I agree with your sentiment, @therealwolf. One thing though:
Let's get rid of this idea that flagging a minnow is inherently wrong. Let's use a simple syllogism.
I could go further and state how I believe it is good to flag facilitators of abuse as well.
That's just my opinion, though.
True. Regardless of Steempower - abuse is abuse.
By the way - you want to see something funny?
If that's the content I'm preventing with the 3.5 days rule - then I'm good!
Hahahaha...
I am just an observer and a reader.
Notwithstanding the separate debate about using bid bots. If a post is not worth promoting after 3.5 days then how much does it add to steem/the world? That is one of the issues of the 7 day payout rule. It reduces the incentive for material that lasts.
WRT promotion itself however - my understanding was that votes were intended to allow humans to weed out the good material where bots don't do that. They promote the material of people who can and want to pay for it.
Before the 3.5 days time-limit, abusers would buy upvotes for their post at around 6.5 days which would reduce the time services like steemcleaners would be able to remove rewards in abuse-cases.
Thank you for your generous upvote.
Do you know why steem stopped the 30 day payout they used to have?
I guess the truth is no matter what great thing is added or changed people will find a way to "abuse" it.

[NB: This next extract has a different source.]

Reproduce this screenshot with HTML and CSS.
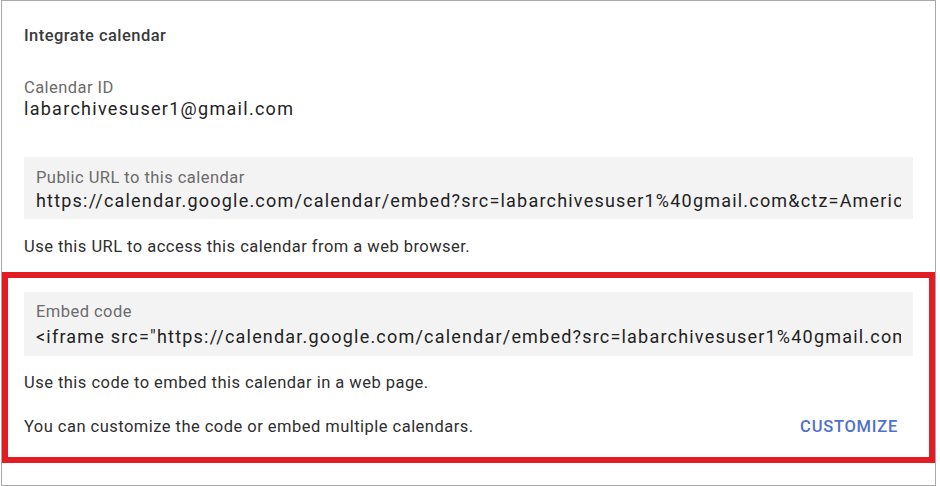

Is there not a global blacklist which all bots should use also, markymark them have one and some others I think but, a global one which can be updated in unison would make it all the more effective, if you are not using it then bottracker won't list you so that is a start at not getting visibility for the bots at least. Bottracker can also more visibily mark any non-compliant bots so new users are not tempted by the fuckers , if used then so be it. I vote guitar twat to be first on the global blacklist.
@penderis
I've thought about that as well, but it's a lot of work! Nevertheless, still thinking about it.
Guitar twat?
I like this post
for now maybe a public voting page to propose blacklists then a moderator team from the 3top bot can say yes no if yes it goes a weeks voting by lets say at least 200 users or all witnesses the list gets updated and all bots need to check that api before accepting bids. ... not sure if i would trust general users to vote though.
Thinking is just a simple api that will return a clean json reply with usernames and from there it can be expanded. Your bot can already merge markymarks list also, and with time it will be the norm.
Sorry to load the reply. But also implementing a value cap of how much something may worth, there surely is a limit to how much any post could possibly worth since the people are paying themselves, and assuming they are actually losing money on bids it still messes up visibility for legit posts. That is all sorry for the mess.
Blacklists and whitelists (with a fair and transparent rating system - a panel of raters that are selected in a transparent process). That's more like it! innocent until proven guilty.
I don't see a strong argument for limiting the time I should promote my post or upvote my own post for that matter. you're suggesting that people who promote late, are also spammers or putting out shoddy content for profit. If they make profit that way, that's their choice. Who is to say what is shoddy content? The answer is - everyone gets to say. But to allow, encourage and argue for bullying by powerful accounts which don't bother to even manually evaluate the content - merely slap a flag on it based on some vague theory? How can anyone support that approach? This sort of bullying is exactly the culture one wants to work against. To suggest that it is all right to grant a few people the right to limit the choices that other make, it is just disappointing to hear. I can never agree with it.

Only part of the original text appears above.